Shahid e a esposa Camellia, na casa onde viviam na cidade de Bradford, na Inglaterra. Foto: NYT.

Por que a família nunca tinha falado dele? Ele tinha fugido? Como foi a vida no Paquistão? Por que ele desistiu de tudo?

O retorno era sempre o mesmo: “estou velho, não me lembro de mais nada”.

Foram várias viagens até lá, mas as respostas nunca vinham.

Nesse meio tempo, Cyrus morreu e acabou sendo enterrado em um cemitério de indigentes porque não tinha nenhum familiar que cuidasse do processo. Ellen foi ao cemitério para tentar identificar onde o corpo foi enterrado. Ela achava que uma história tão grandiosa não podia ter esse final mal escrito. Mas eles colocaram vários corpos juntos, e, até hoje, foi impossível encontrá-lo.

Ellen voltou para encontrar Shahid, mas ele morreu sem contar sua versão. A sorte da jornalista foi conseguir encontrar outros parentes, primos que viviam nos Estados Unidos e ainda no Paquistão. Todos contaram a mesma história que deixa qualquer roteirista empolgado.

A REVIRAVOLTA

Eles disseram que a família teve que fugir da Índia em 1947, quando a retirada dos britânicos começou uma guerra entre as religiões hindu e muçulmana pelo controle do Estado. O resultado desse conflito violento foi a criação do Paquistão (e uma tensão que dura até hoje na fronteira, a região da Caxemira). Ao todo, 15 milhões de pessoas tiveram o mesmo destino e mais de 1 milhão foram mortos.

Muçulmanos refugiados fugindo da Índia em 1947. Foto: Associated Press.

A mãe nunca aceitou que teve que deixar tudo para trás e ficou anos cobrando as autoridades. Até que um dia, estapeou um ministro e foi presa. Ela foi condenada a passar 6 meses em um sanatório, onde ficou acorrentada e levou choques.

Quando saiu, pegou os três filhos, cruzou a fronteira ilegalmente e chegou na estação de trem, onde ficou por quase uma década.

É isso mesmo, ela nunca foi herdeira do reino que não existia. Ela desenvolveu um distúrbio psicológico e embarcou no delírio.

E o filho mais velho? Durante a viagem, a mãe deu dinheiro para que Shahid comprasse bananas e, para não continuar nessa história de rainhas e príncipes, ele fugiu. Nunca mais viu a mãe ou os irmãos, só ficou sabendo pela TV.

Cyrus, um funcionário da família e Sakina. A foto foi tirada em 1998 pela equipe do New York Times no telhado do palácio.

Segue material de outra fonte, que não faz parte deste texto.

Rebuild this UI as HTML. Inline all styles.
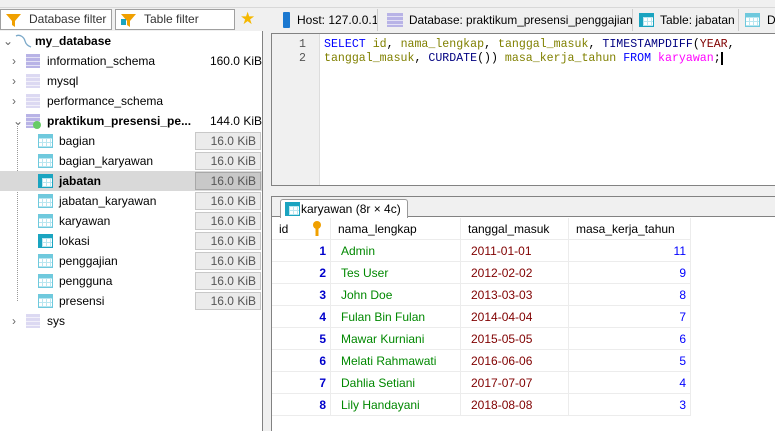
<!DOCTYPE html>
<html><head><meta charset="utf-8"><style>
*{margin:0;padding:0;box-sizing:border-box}
body{width:775px;height:431px;overflow:hidden;background:#f0f0f0;font-family:"Liberation Sans","DejaVu Sans",sans-serif;font-size:12px;color:#000;position:relative}
.abs{position:absolute}
.tb{left:0;top:0;width:775px;height:8px;background:#f0f0f0;border-bottom:1px solid #d8d8d8}
.filter{top:9px;height:21px;background:#fff;border:1px solid #a0a0a0;color:#333;line-height:19px;padding-left:28px;white-space:nowrap}
.tree{left:0;top:31px;width:263px;height:400px;background:#fff;border-right:1px solid #828282}
.row{position:absolute;left:0;width:262px;height:20px;line-height:20px;white-space:nowrap}
.row .t{position:absolute}
.size{position:absolute;right:0;text-align:right;width:70px}
.box{position:absolute;left:195px;width:66px;height:18px;top:1px;background:#ebebeb;border:1px solid #c8c8c8;text-align:right;padding-right:4px;line-height:16px;color:#555}
.dbic{position:absolute;width:14px;height:14px;top:3px;background:repeating-linear-gradient(#b8b3e6 0 3px,#e4e2f5 3px 4px)}
.tic{position:absolute;left:38px;top:3px;width:15px;height:14px;background:#fff;border:1px solid #6fc9dd;background-image:linear-gradient(#6fc9dd 0 3px,transparent 3px),repeating-linear-gradient(90deg,transparent 0 3px,#b8e6f0 3px 4px),repeating-linear-gradient(transparent 0 3px,#b8e6f0 3px 4px)}
.tic.dk{border-color:#1aa4c0;background-image:linear-gradient(#1aa4c0 0 3px,transparent 3px),linear-gradient(90deg,#1aa4c0 0 3px,transparent 3px),repeating-linear-gradient(90deg,transparent 0 3px,#b8e6f0 3px 4px),repeating-linear-gradient(transparent 0 3px,#b8e6f0 3px 4px)}
.arr{position:absolute;left:12px;color:#666;font-size:12px}
.tabs{left:271px;top:8px;width:504px;height:24px;background:#f0f0f0;overflow:hidden}
.tab{position:absolute;top:1px;height:22px;line-height:22px;background:#f0f0f0;border-right:1px solid #ccc;white-space:nowrap;overflow:hidden}
.editor{left:271px;top:33px;width:504px;height:153px;background:#fff;border:1px solid #828282;border-right:none}
.gut{position:absolute;left:0;top:0;width:48px;height:151px;background:#f0f0f0;border-right:1px solid #ddd}
.ln{position:absolute;width:34px;text-align:right;color:#555;font-family:"Liberation Mono",monospace;font-size:11.6px}
.code{position:absolute;left:52px;font-family:"Liberation Mono",monospace;font-size:11.6px;white-space:pre;line-height:14px}
.kw{color:#0000ff}.fn{color:#000080}.id{color:#808000}.tbl{color:#ff00ff}
.res{left:271px;top:196px;width:504px;height:235px;background:#fff;border:1px solid #828282;border-right:none;border-bottom:none}
</style></head><body>
<div class="abs tb"></div>
<div class="abs filter" style="left:0;width:112px">Database filter
<svg class="abs" style="left:4px;top:3px" width="18" height="16"><path d="M1 1h15l-6 7v6l-3-2V8z" fill="#f0a000"/></svg></div>
<div class="abs filter" style="left:115px;width:120px">Table filter
<svg class="abs" style="left:4px;top:3px" width="18" height="16"><path d="M1 1h15l-6 7v6l-3-2V8z" fill="#f0a000"/><rect x="1" y="6" width="5" height="6" fill="#1aa4c0"/></svg></div>
<div class="abs" style="left:240px;top:9px;font-size:17px;color:#f5b800">★</div>

<div class="abs tree">
 <div class="row" style="top:0"><span class="arr" style="left:3px">⌄</span><svg class="abs" style="left:14px;top:2px" width="18" height="16"><path d="M2 3c4-2 8 1 9 5s4 5 6 6" stroke="#7aa8c8" fill="none" stroke-width="1.3"/></svg><b class="t" style="left:35px">my_database</b></div>
 <div class="row" style="top:20px"><span class="arr">›</span><span class="dbic" style="left:26px"></span><span class="t" style="left:47px">information_schema</span><span class="size">160.0 KiB</span></div>
 <div class="row" style="top:40px"><span class="arr">›</span><span class="dbic" style="left:26px;opacity:.5"></span><span class="t" style="left:47px">mysql</span></div>
 <div class="row" style="top:60px"><span class="arr">›</span><span class="dbic" style="left:26px;opacity:.5"></span><span class="t" style="left:47px">performance_schema</span></div>
 <div class="row" style="top:80px"><span class="arr" style="left:13px">⌄</span><span class="dbic" style="left:26px"></span><span class="abs" style="left:33px;top:10px;width:8px;height:8px;border-radius:4px;background:#6c6"></span><b class="t" style="left:47px">praktikum_presensi_pe...</b><span class="size">144.0 KiB</span></div>
 <div class="abs" style="left:17px;top:92px;height:178px;border-left:1px dotted #999"></div>
 <div class="row" style="top:100px"><span class="tic"></span><span class="t" style="left:59px">bagian</span><span class="box">16.0 KiB</span></div>
 <div class="row" style="top:120px"><span class="tic"></span><span class="t" style="left:59px">bagian_karyawan</span><span class="box">16.0 KiB</span></div>
 <div class="row" style="top:140px;background:#d9d9d9"><span class="tic dk"></span><b class="t" style="left:59px">jabatan</b><span class="box" style="background:#c8c8c8;border-color:#a8a8a8">16.0 KiB</span></div>
 <div class="row" style="top:160px"><span class="tic"></span><span class="t" style="left:59px">jabatan_karyawan</span><span class="box">16.0 KiB</span></div>
 <div class="row" style="top:180px"><span class="tic"></span><span class="t" style="left:59px">karyawan</span><span class="box">16.0 KiB</span></div>
 <div class="row" style="top:200px"><span class="tic dk"></span><span class="t" style="left:59px">lokasi</span><span class="box">16.0 KiB</span></div>
 <div class="row" style="top:220px"><span class="tic"></span><span class="t" style="left:59px">penggajian</span><span class="box">16.0 KiB</span></div>
 <div class="row" style="top:240px"><span class="tic"></span><span class="t" style="left:59px">pengguna</span><span class="box">16.0 KiB</span></div>
 <div class="row" style="top:260px"><span class="tic"></span><span class="t" style="left:59px">presensi</span><span class="box">16.0 KiB</span></div>
 <div class="row" style="top:280px"><span class="arr">›</span><span class="dbic" style="left:26px;opacity:.5"></span><span class="t" style="left:47px">sys</span></div>
</div>

<div class="abs tabs">
 <div class="tab" style="left:4px;width:103px;padding-left:22px">Host: 127.0.0.1<span class="abs" style="left:8px;top:3px;width:7px;height:16px;background:#1b78d0;border-radius:1px"></span></div>
 <div class="tab" style="left:109px;width:253px;padding-left:29px;font-size:11.8px">Database: praktikum_presensi_penggajian<span class="dbic" style="left:7px;top:4px;width:16px"></span></div>
 <div class="tab" style="left:363px;width:105px;padding-left:26px">Table: jabatan<span class="tic dk" style="left:5px;top:4px"></span></div>
 <div class="tab" style="left:469px;width:40px;padding-left:27px;border:none">D<span class="tic" style="left:5px;top:4px"></span></div>
</div>

<div class="abs editor">
 <div class="gut"></div>
 <div class="ln" style="top:4px">1</div><div class="ln" style="top:18px">2</div>
 <div class="code" style="top:4px"><span class="kw">SELECT</span> <span class="id">id</span>, <span class="id">nama_lengkap</span>, <span class="id">tanggal_masuk</span>, <span class="fn">TIMESTAMPDIFF</span>(<span style="color:#800000">YEAR</span>,
<span class="id">tanggal_masuk</span>, <span class="fn">CURDATE</span>()) <span class="id">masa_kerja_tahun</span> <span class="kw">FROM</span> <span class="tbl">karyawan</span>;<span style="border-left:2px solid #000"></span></div>
</div>

<div class="abs res">
 <div class="abs" style="left:0;top:0;width:504px;height:20px;background:#f0f0f0;border-bottom:1px solid #828282"></div>
 <div class="abs" style="left:8px;top:2px;width:128px;height:19px;background:#fff;border:1px solid #999;border-bottom:none;border-radius:3px 3px 0 0;line-height:18px;padding-left:20px;font-size:12px;white-space:nowrap">karyawan (8r × 4c)<span class="tic dk" style="left:4px;top:2px"></span></div>
</div>
<div class="abs" style="left:272px;top:218px;font-size:12px">
 <div class="abs" style="left:0;top:0;width:418px;height:22px;line-height:22px;border-bottom:1px solid #ececec;white-space:nowrap">
  <span class="abs" style="left:7px">id</span>
  <svg class="abs" style="left:39px;top:3px" width="12" height="16"><circle cx="6" cy="4" r="4" fill="#f0a000"/><rect x="4.5" y="7" width="3" height="8" fill="#f0a000"/></svg>
  <span class="abs" style="left:66px">nama_lengkap</span>
  <span class="abs" style="left:196px">tanggal_masuk</span>
  <span class="abs" style="left:304px">masa_kerja_tahun</span>
 </div>
 <div class="abs" style="left:58px;top:0;height:198px;border-left:1px solid #ececec"></div>
 <div class="abs" style="left:188px;top:0;height:198px;border-left:1px solid #ececec"></div>
 <div class="abs" style="left:296px;top:0;height:198px;border-left:1px solid #ececec"></div>
 <div class="abs" style="left:418px;top:0;height:198px;border-left:1px solid #ececec"></div>
</div>
<div class="abs" style="left:272px;top:240px;width:418px;font-size:12px;line-height:22px;white-space:nowrap">
 <div style="height:22px;border-bottom:1px solid #ececec;position:relative"><b class="abs" style="left:0;width:54px;text-align:right;color:#00c">1</b><span class="abs" style="left:69px;color:#080">Admin</span><span class="abs" style="left:199px;color:#800000">2011-01-01</span><span class="abs" style="right:4px;color:#00f">11</span></div>
 <div style="height:22px;border-bottom:1px solid #ececec;position:relative"><b class="abs" style="left:0;width:54px;text-align:right;color:#00c">2</b><span class="abs" style="left:69px;color:#080">Tes User</span><span class="abs" style="left:199px;color:#800000">2012-02-02</span><span class="abs" style="right:4px;color:#00f">9</span></div>
 <div style="height:22px;border-bottom:1px solid #ececec;position:relative"><b class="abs" style="left:0;width:54px;text-align:right;color:#00c">3</b><span class="abs" style="left:69px;color:#080">John Doe</span><span class="abs" style="left:199px;color:#800000">2013-03-03</span><span class="abs" style="right:4px;color:#00f">8</span></div>
 <div style="height:22px;border-bottom:1px solid #ececec;position:relative"><b class="abs" style="left:0;width:54px;text-align:right;color:#00c">4</b><span class="abs" style="left:69px;color:#080">Fulan Bin Fulan</span><span class="abs" style="left:199px;color:#800000">2014-04-04</span><span class="abs" style="right:4px;color:#00f">7</span></div>
 <div style="height:22px;border-bottom:1px solid #ececec;position:relative"><b class="abs" style="left:0;width:54px;text-align:right;color:#00c">5</b><span class="abs" style="left:69px;color:#080">Mawar Kurniani</span><span class="abs" style="left:199px;color:#800000">2015-05-05</span><span class="abs" style="right:4px;color:#00f">6</span></div>
 <div style="height:22px;border-bottom:1px solid #ececec;position:relative"><b class="abs" style="left:0;width:54px;text-align:right;color:#00c">6</b><span class="abs" style="left:69px;color:#080">Melati Rahmawati</span><span class="abs" style="left:199px;color:#800000">2016-06-06</span><span class="abs" style="right:4px;color:#00f">5</span></div>
 <div style="height:22px;border-bottom:1px solid #ececec;position:relative"><b class="abs" style="left:0;width:54px;text-align:right;color:#00c">7</b><span class="abs" style="left:69px;color:#080">Dahlia Setiani</span><span class="abs" style="left:199px;color:#800000">2017-07-07</span><span class="abs" style="right:4px;color:#00f">4</span></div>
 <div style="height:22px;border-bottom:1px solid #ececec;position:relative"><b class="abs" style="left:0;width:54px;text-align:right;color:#00c">8</b><span class="abs" style="left:69px;color:#080">Lily Handayani</span><span class="abs" style="left:199px;color:#800000">2018-08-08</span><span class="abs" style="right:4px;color:#00f">3</span></div>
</div>
</body></html>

Essa história foi contada na série “The Jungle Prince”. São 3 episódios que somam 1h30 e podem ser encontrados no podcast do New York Times, o The Daily. Lá, Ellen entrevista o jornalista que entrou no palácio, coloca trechos das conversas com Cyrus e narra com detalhes a fascinação dos vizinhos pela lenda do príncipe que vivia na selva, no palácio abandonado e semidestruído.

A versão que ela tem dessa história pode desaparecer, mas, como ela mesma disse, a saga da família real que apareceu na estação de trem vai continuar encantando a região por gerações.